The Portuguese Regulation on which the resolution of Banco Espírito Santo (BES) in August 2014 was based is compatible with the right to property, the Court of Justice of the European Union ruled on Thursday 5 May (Case C-83/20).
Two companies holding subordinated bonds issued by BES and shareholdings in the Portuguese bank are challenging in the Portuguese courts the compatibility of the Portuguese Regulation on the resolution of credit institutions with EU law and the provisions of the EU Charter of Fundamental Rights on property rights. At the time of BES’s resolution in August 2014, a series of provisions of the ‘BRRD’ Directive (2014/59) on banking resolution, applicable since December 2014, had not been transposed.
In its judgment, the Court finds that the Portuguese Regulation at issue is compatible with the property rights provisions of the Charter (Article 17).
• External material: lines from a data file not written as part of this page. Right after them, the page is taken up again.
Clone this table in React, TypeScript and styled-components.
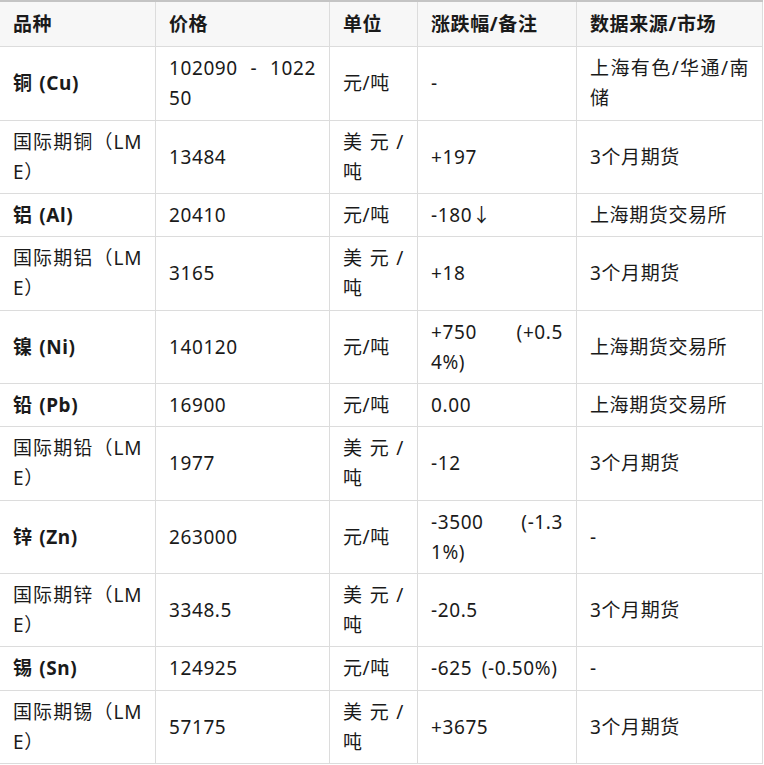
import React from 'react';
import styled, { createGlobalStyle } from 'styled-components';

const GlobalStyle = createGlobalStyle`
  html, body {
    margin: 0;
    padding: 0;
    background: #ffffff;
  }
  body {
    font-family: "Noto Sans", "Noto Sans CJK SC", sans-serif;
    color: #1a1a1a;
  }
`;

const Wrapper = styled.div`
  width: 764px;
  overflow: hidden;
`;

const Table = styled.table`
  border-collapse: collapse;
  table-layout: fixed;
  width: 763px;
  margin-left: -1px;
  font-size: 19px;
  letter-spacing: 0.6px;
  word-spacing: 4px;
  line-height: 30.2px;
`;

const HeadCell = styled.th`
  background: #f7f7f7;
  border: 1px solid #dcdcdc;
  border-top: 2px solid #c4c4c4;
  padding: 7px 13px;
  text-align: left;
  font-weight: 700;
  white-space: nowrap;
`;

const Cell = styled.td<{ $bold?: boolean }>`
  border: 1px solid #dcdcdc;
  padding: 6px 13px;
  vertical-align: middle;
  text-align: justify;
  word-break: break-all;
  font-weight: ${(p) => (p.$bold ? 700 : 400)};
  word-spacing: ${(p) => (p.$bold ? '1px' : '4px')};
`;

type Row = [string, string, string, string, string];

const columns = [
  { title: '品种', width: 156 },
  { title: '价格', width: 174 },
  { title: '单位', width: 88 },
  { title: '涨跌幅/备注', width: 159 },
  { title: '数据来源/市场', width: 186 },
];

const rows: Row[] = [
  ['铜 (Cu)', '102090 - 102250', '元/吨', '-', '上海有色/华通/南储'],
  ['国际期铜（LME）', '13484', '美元/吨', '+197', '3个月期货'],
  ['铝 (Al)', '20410', '元/吨', '-180↓', '上海期货交易所'],
  ['国际期铝（LME）', '3165', '美元/吨', '+18', '3个月期货'],
  ['镍 (Ni)', '140120', '元/吨', '+750 (+0.54%)', '上海期货交易所'],
  ['铅 (Pb)', '16900', '元/吨', '0.00', '上海期货交易所'],
  ['国际期铅（LME）', '1977', '美元/吨', '-12', '3个月期货'],
  ['锌 (Zn)', '263000', '元/吨', '-3500 (-1.31%)', '-'],
  ['国际期锌（LME）', '3348.5', '美元/吨', '-20.5', '3个月期货'],
  ['锡 (Sn)', '124925', '元/吨', '-625 (-0.50%)', '-'],
  ['国际期锡（LME）', '57175', '美元/吨', '+3675', '3个月期货'],
];

export default function App() {
  return (
    <Wrapper>
      <GlobalStyle />
      <Table>
        <colgroup>
          {columns.map((c) => (
            <col key={c.title} style={{ width: c.width }} />
          ))}
        </colgroup>
        <thead>
          <tr>
            {columns.map((c) => (
              <HeadCell key={c.title}>{c.title}</HeadCell>
            ))}
          </tr>
        </thead>
        <tbody>
          {rows.map((r) => (
            <tr key={r[0]}>
              <Cell $bold={!r[0].startsWith('国际')}>{r[0]}</Cell>
              <Cell>{r[1]}</Cell>
              <Cell>{r[2]}</Cell>
              <Cell>{r[3]}</Cell>
              <Cell>{r[4]}</Cell>
            </tr>
          ))}
        </tbody>
      </Table>
    </Wrapper>
  );
}
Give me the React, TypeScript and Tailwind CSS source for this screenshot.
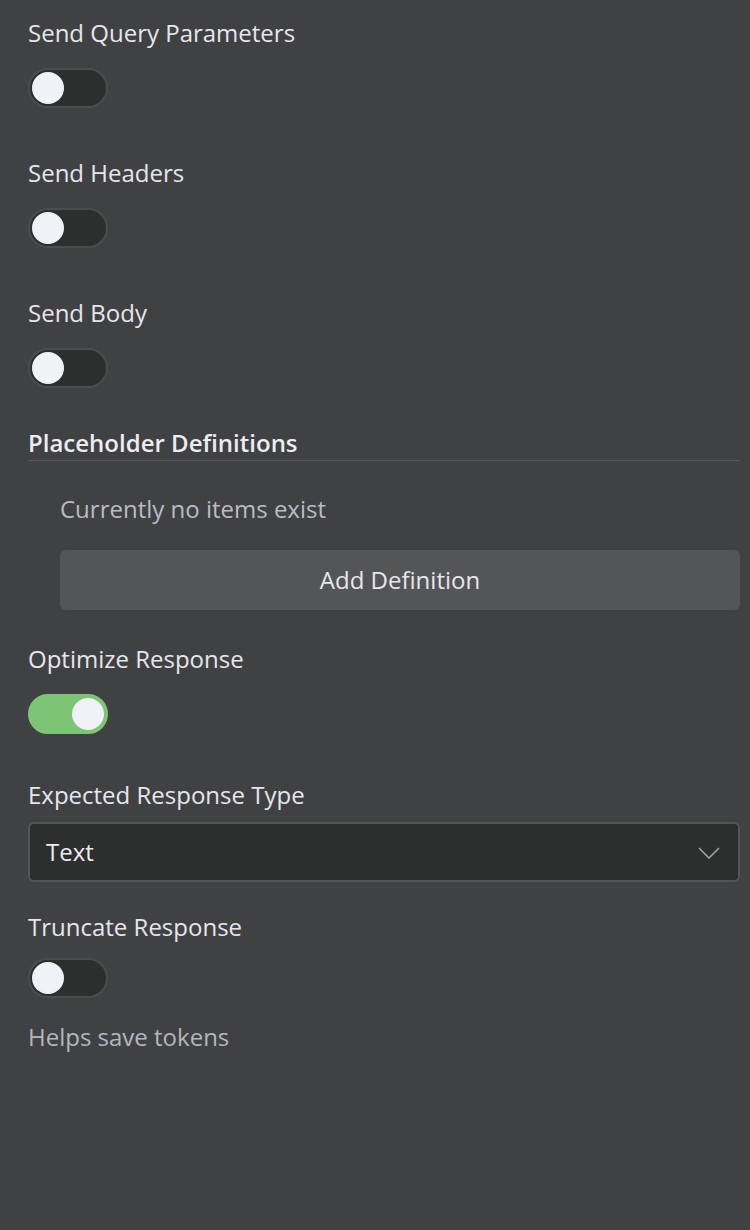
function Toggle({ on = false }: { on?: boolean }) {
  return (
    <div
      className={`flex h-10 w-20 items-center rounded-full border-2 p-[2px] ${
        on ? "justify-end border-[#7dc474] bg-[#7dc474]" : "justify-start border-[#4b4c4d] bg-[#2d2f2e]"
      }`}
    >
      <div className="h-8 w-8 rounded-full bg-[#f1f2f8]" />
    </div>
  );
}

function Label({ children, className = "" }: { children: React.ReactNode; className?: string }) {
  return <p className={`text-[24px] leading-[30px] text-[#e6e6ec] ${className}`}>{children}</p>;
}

export default function App() {
  return (
    <div
      className="min-h-screen bg-[#404143] pl-[28px] pr-[10px] pt-[18px]"
      style={{ fontFamily: '"Open Sans", "Noto Sans", sans-serif' }}
    >
      <Label>Send Query Parameters</Label>
      <div className="mt-5">
        <Toggle />
      </div>

      <Label className="mt-[50px]">Send Headers</Label>
      <div className="mt-5">
        <Toggle />
      </div>

      <Label className="mt-[50px]">Send Body</Label>
      <div className="mt-5">
        <Toggle />
      </div>

      <div className="mt-10 border-b border-[#58595b] pb-[2px]">
        <p className="text-[24px] font-semibold leading-[30px] text-[#ececf2]">Placeholder Definitions</p>
      </div>

      <div className="pl-8">
        <p className="mt-[33px] text-[24px] leading-[30px] text-[#babbc4]">Currently no items exist</p>
        <button className="mt-[26px] flex h-[60px] w-full items-center justify-center rounded-md bg-[#545557] text-[24px] text-[#e6e6ec]">
          Add Definition
        </button>
      </div>

      <Label className="mt-[34px]">Optimize Response</Label>
      <div className="mt-5">
        <Toggle on />
      </div>

      <Label className="mt-[46px]">Expected Response Type</Label>
      <div className="mt-3 flex h-[60px] items-center justify-between rounded-md border-2 border-[#535456] bg-[#2d2e2e] pl-4 pr-[18px]">
        <span className="text-[24px] text-[#ececf2]">Text</span>
        <svg width="22" height="12" viewBox="0 0 22 12" fill="none" className="mt-[2px]">
          <path d="M1 1 L11 11 L21 1" stroke="#a4a5ae" strokeWidth="1.5" />
        </svg>
      </div>

      <Label className="mt-[30px]">Truncate Response</Label>
      <div className="mt-4">
        <Toggle />
      </div>

      <p className="mt-6 text-[24px] leading-[30px] text-[#b4b5bf]">Helps save tokens</p>
    </div>
  );
}
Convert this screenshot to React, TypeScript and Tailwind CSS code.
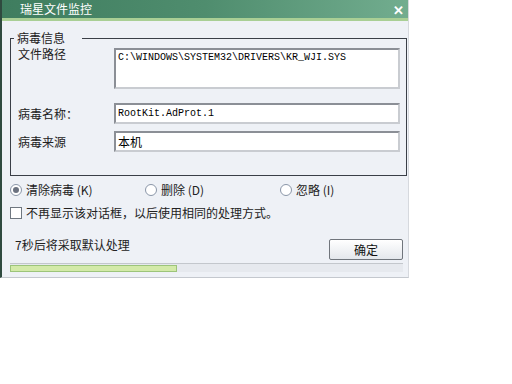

On this point, the European Court is of the opinion that the Charter is applicable to restrictions on the right of ownership of shares or bonds negotiable on capital markets such as those in the present case. Nevertheless, it considers that the BES resolution - which led to the creation of the bridge bank - Novo Banco SA to which certain assets, liabilities, extra-patrimonial items managed by BES were transferred (see EUROPE 11138/15) - did not entail a deprivation of property insofar as it did not provide for dispossession or formal expropriation of the shares or bonds concerned.
It is true that the resolution of BES has led to a regulation of the use of assets that may affect the property rights of BES shareholders, whose economic position is affected, and of bondholders whose debt instruments have not been transferred to the bridge bank.
Nevertheless, the Court held that, with regard to the margin of appreciation available to Member States when adopting economic decisions, the property rights provisions of the Charter do not preclude national legislation which does not contain an express provision guaranteeing that shareholders do not suffer greater losses than they would have done if a failing bank had gone into liquidation at the date on which the bank resolution was pronounced (the ‘no creditor worse off’ principle).
Furthermore, the Court wondered whether the partial transposition by a Member State of the BRRD into national legislation on the resolution of credit institutions before the expiry of the deadline for transposition could seriously compromise the achievement of the result prescribed by the Directive, within the meaning of the European case law (Cases C-246/06 and C-439/16).
The answer to this question is no. According to the Court, Portugal cannot be criticised for not having transposed, in August 2014, all the provisions of the Directive, which have been applicable since December 2014. However, during the transposition period, a Member State must refrain from adopting general measures which would seriously compromise the achievement of the result prescribed by the Directive.
The Portuguese Court will have to assess whether the national provisions at issue are such as to seriously compromise the result prescribed by the BRRD. However, the Court considers that the correct but partial transposition of a Directive by a Member State before the expiry of the transposition period is not likely to produce such a negative effect.